Scores of quake victims buried in mass graves
Many of the 400 victims of El Salvador's earthquake have been buried in mass graves.
Authorities say the disaster has wiped out entire families, making it impossible to identify all the dead.
About 1,000 people are still unaccounted for.
As some rescuers gave up hope of finding anyone else alive, a survivor was brought up from beneath tons of rubble. Workers rescued 22-year-old Sergio Moreno, who was trapped for 30 hours under slabs of concrete. He had drawn rescuers' attention by tapping on the concrete.
The mass burials come as the President of El Salvador asks Colombia for coffins for the victims of Saturday's quake.
President Fransisco Flores' request has been made as offers of aid and help came in from across the world.
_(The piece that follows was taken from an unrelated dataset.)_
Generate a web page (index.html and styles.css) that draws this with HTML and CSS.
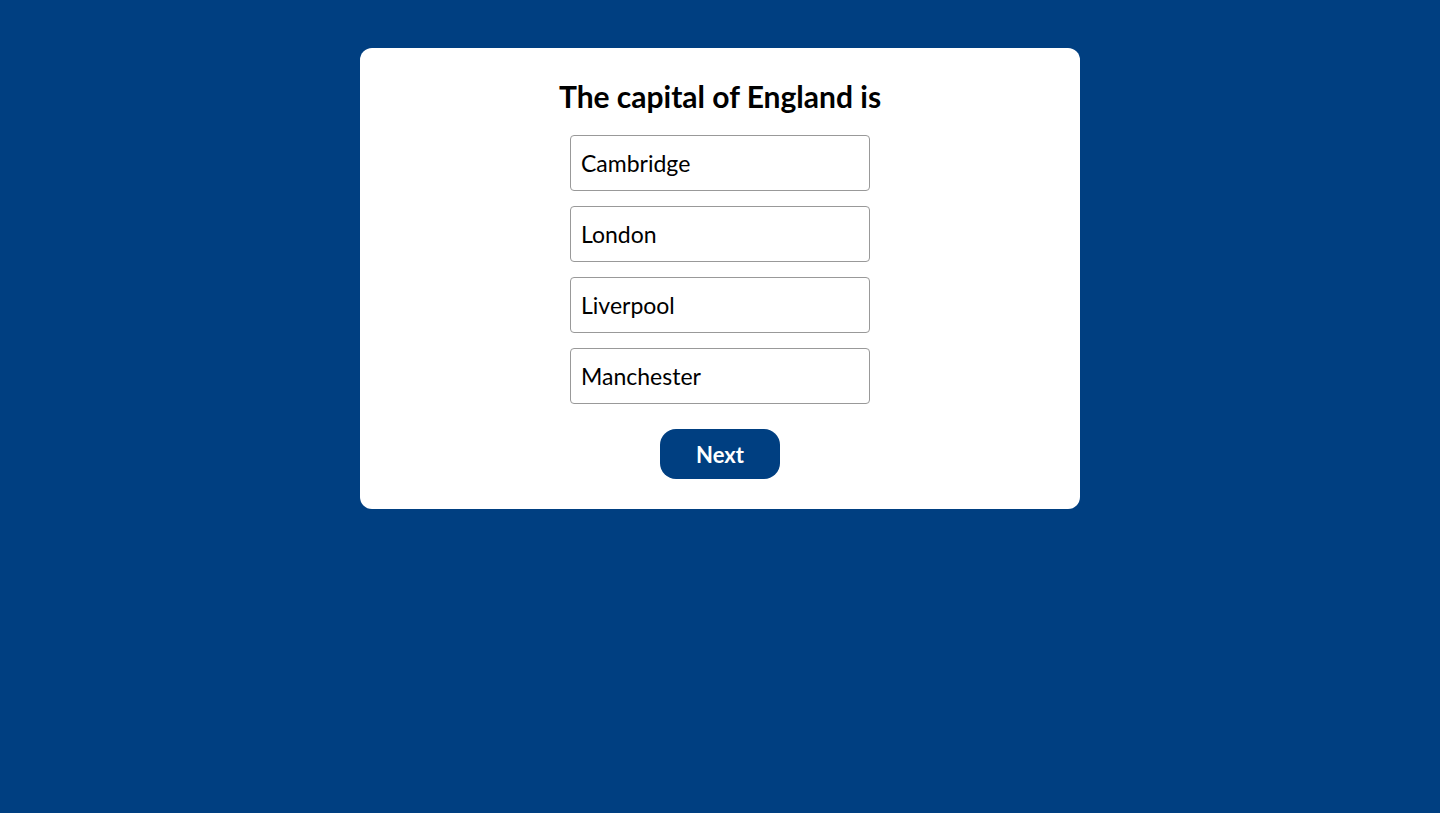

Coroner Mario Alfredo Hernandez says with no refrigeration facilities and bodies piling up in Las Colinas - the scene of a landslide triggered by the quake - there has been little choice but to hold mass burials.
About half of the corpses have been unidentified.
With aftershocks as strong as 5.4 magnitude rattling the unstable mass of soil and rubble, there is no safe place to keep the 182 bodies found so far.
Red Cross official Mildred Sandoval says 403 deaths had been confirmed nationwide. Some 2,000 others have been injured, 4,692 houses destroyed and 16,148 damaged.
Saturday's earthquake off El Salvador's coast was felt from northern Panama to central Mexico - a distance of more than 1,100 miles. The aftershocks centred within a few miles of the capital.